→ Exercise directions
Return all of the data exactly as written, without the pictures.

→ Material provided
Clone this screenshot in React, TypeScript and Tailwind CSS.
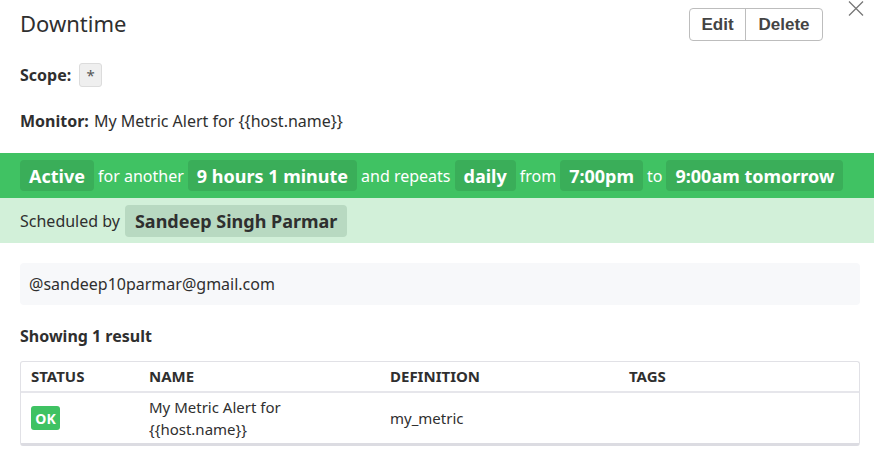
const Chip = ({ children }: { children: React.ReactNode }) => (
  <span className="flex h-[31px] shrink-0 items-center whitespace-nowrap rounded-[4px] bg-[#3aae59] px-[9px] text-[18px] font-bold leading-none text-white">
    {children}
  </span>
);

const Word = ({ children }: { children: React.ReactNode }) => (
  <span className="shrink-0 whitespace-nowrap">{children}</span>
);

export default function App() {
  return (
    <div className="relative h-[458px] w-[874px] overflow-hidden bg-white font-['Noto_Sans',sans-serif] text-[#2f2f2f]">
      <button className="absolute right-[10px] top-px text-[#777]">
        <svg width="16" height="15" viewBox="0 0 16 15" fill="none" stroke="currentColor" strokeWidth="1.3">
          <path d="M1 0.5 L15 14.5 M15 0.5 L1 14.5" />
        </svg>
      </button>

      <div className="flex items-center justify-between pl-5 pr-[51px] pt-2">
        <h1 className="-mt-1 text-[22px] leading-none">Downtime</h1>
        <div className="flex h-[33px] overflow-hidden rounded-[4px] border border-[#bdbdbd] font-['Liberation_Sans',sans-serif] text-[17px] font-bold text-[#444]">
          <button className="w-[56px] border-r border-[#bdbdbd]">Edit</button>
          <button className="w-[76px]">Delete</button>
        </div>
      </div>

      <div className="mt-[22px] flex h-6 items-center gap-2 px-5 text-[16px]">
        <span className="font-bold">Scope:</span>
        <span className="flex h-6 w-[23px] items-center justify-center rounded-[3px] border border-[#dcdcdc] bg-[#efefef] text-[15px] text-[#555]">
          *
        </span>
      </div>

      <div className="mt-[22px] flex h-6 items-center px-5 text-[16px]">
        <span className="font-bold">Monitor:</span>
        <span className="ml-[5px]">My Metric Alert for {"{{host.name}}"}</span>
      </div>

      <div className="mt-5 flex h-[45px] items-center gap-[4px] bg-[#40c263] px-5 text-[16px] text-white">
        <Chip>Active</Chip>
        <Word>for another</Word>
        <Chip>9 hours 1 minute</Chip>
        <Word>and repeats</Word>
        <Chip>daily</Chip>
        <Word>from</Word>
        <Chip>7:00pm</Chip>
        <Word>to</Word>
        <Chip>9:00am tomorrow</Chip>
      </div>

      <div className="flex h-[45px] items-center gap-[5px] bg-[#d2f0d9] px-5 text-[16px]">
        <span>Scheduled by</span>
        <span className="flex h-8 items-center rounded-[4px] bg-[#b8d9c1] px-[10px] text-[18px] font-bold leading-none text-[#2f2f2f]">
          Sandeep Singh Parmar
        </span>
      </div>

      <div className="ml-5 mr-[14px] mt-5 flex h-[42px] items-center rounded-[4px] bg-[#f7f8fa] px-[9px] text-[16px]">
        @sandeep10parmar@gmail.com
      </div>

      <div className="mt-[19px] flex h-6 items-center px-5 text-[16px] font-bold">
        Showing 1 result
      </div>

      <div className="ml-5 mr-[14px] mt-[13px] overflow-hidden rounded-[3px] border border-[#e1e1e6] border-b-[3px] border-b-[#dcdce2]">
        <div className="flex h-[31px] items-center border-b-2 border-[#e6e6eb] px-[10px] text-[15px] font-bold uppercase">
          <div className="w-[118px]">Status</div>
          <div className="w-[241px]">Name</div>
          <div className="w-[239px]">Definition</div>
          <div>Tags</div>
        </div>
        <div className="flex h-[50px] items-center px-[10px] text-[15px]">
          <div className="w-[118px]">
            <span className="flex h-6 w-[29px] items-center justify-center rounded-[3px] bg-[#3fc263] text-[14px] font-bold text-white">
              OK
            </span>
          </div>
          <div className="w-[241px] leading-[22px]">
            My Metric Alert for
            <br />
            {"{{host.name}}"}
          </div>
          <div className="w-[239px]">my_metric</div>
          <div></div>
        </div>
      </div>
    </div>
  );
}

→ Solution to this task
Clone this screenshot in React, TypeScript and Tailwind CSS.
const Chip = ({ children }: { children: React.ReactNode }) => (
  <span className="flex h-[31px] shrink-0 items-center whitespace-nowrap rounded-[4px] bg-[#3aae59] px-[9px] text-[18px] font-bold leading-none text-white">
    {children}
  </span>
);

const Word = ({ children }: { children: React.ReactNode }) => (
  <span className="shrink-0 whitespace-nowrap">{children}</span>
);

export default function App() {
  return (
    <div className="relative h-[458px] w-[874px] overflow-hidden bg-white font-['Noto_Sans',sans-serif] text-[#2f2f2f]">
      <button className="absolute right-[10px] top-px text-[#777]">
        <svg width="16" height="15" viewBox="0 0 16 15" fill="none" stroke="currentColor" strokeWidth="1.3">
          <path d="M1 0.5 L15 14.5 M15 0.5 L1 14.5" />
        </svg>
      </button>

      <div className="flex items-center justify-between pl-5 pr-[51px] pt-2">
        <h1 className="-mt-1 text-[22px] leading-none">Downtime</h1>
        <div className="flex h-[33px] overflow-hidden rounded-[4px] border border-[#bdbdbd] font-['Liberation_Sans',sans-serif] text-[17px] font-bold text-[#444]">
          <button className="w-[56px] border-r border-[#bdbdbd]">Edit</button>
          <button className="w-[76px]">Delete</button>
        </div>
      </div>

      <div className="mt-[22px] flex h-6 items-center gap-2 px-5 text-[16px]">
        <span className="font-bold">Scope:</span>
        <span className="flex h-6 w-[23px] items-center justify-center rounded-[3px] border border-[#dcdcdc] bg-[#efefef] text-[15px] text-[#555]">
          *
        </span>
      </div>

      <div className="mt-[22px] flex h-6 items-center px-5 text-[16px]">
        <span className="font-bold">Monitor:</span>
        <span className="ml-[5px]">My Metric Alert for {"{{host.name}}"}</span>
      </div>

      <div className="mt-5 flex h-[45px] items-center gap-[4px] bg-[#40c263] px-5 text-[16px] text-white">
        <Chip>Active</Chip>
        <Word>for another</Word>
        <Chip>9 hours 1 minute</Chip>
        <Word>and repeats</Word>
        <Chip>daily</Chip>
        <Word>from</Word>
        <Chip>7:00pm</Chip>
        <Word>to</Word>
        <Chip>9:00am tomorrow</Chip>
      </div>

      <div className="flex h-[45px] items-center gap-[5px] bg-[#d2f0d9] px-5 text-[16px]">
        <span>Scheduled by</span>
        <span className="flex h-8 items-center rounded-[4px] bg-[#b8d9c1] px-[10px] text-[18px] font-bold leading-none text-[#2f2f2f]">
          Sandeep Singh Parmar
        </span>
      </div>

      <div className="ml-5 mr-[14px] mt-5 flex h-[42px] items-center rounded-[4px] bg-[#f7f8fa] px-[9px] text-[16px]">
        @sandeep10parmar@gmail.com
      </div>

      <div className="mt-[19px] flex h-6 items-center px-5 text-[16px] font-bold">
        Showing 1 result
      </div>

      <div className="ml-5 mr-[14px] mt-[13px] overflow-hidden rounded-[3px] border border-[#e1e1e6] border-b-[3px] border-b-[#dcdce2]">
        <div className="flex h-[31px] items-center border-b-2 border-[#e6e6eb] px-[10px] text-[15px] font-bold uppercase">
          <div className="w-[118px]">Status</div>
          <div className="w-[241px]">Name</div>
          <div className="w-[239px]">Definition</div>
          <div>Tags</div>
        </div>
        <div className="flex h-[50px] items-center px-[10px] text-[15px]">
          <div className="w-[118px]">
            <span className="flex h-6 w-[29px] items-center justify-center rounded-[3px] bg-[#3fc263] text-[14px] font-bold text-white">
              OK
            </span>
          </div>
          <div className="w-[241px] leading-[22px]">
            My Metric Alert for
            <br />
            {"{{host.name}}"}
          </div>
          <div className="w-[239px]">my_metric</div>
          <div></div>
        </div>
      </div>
    </div>
  );
}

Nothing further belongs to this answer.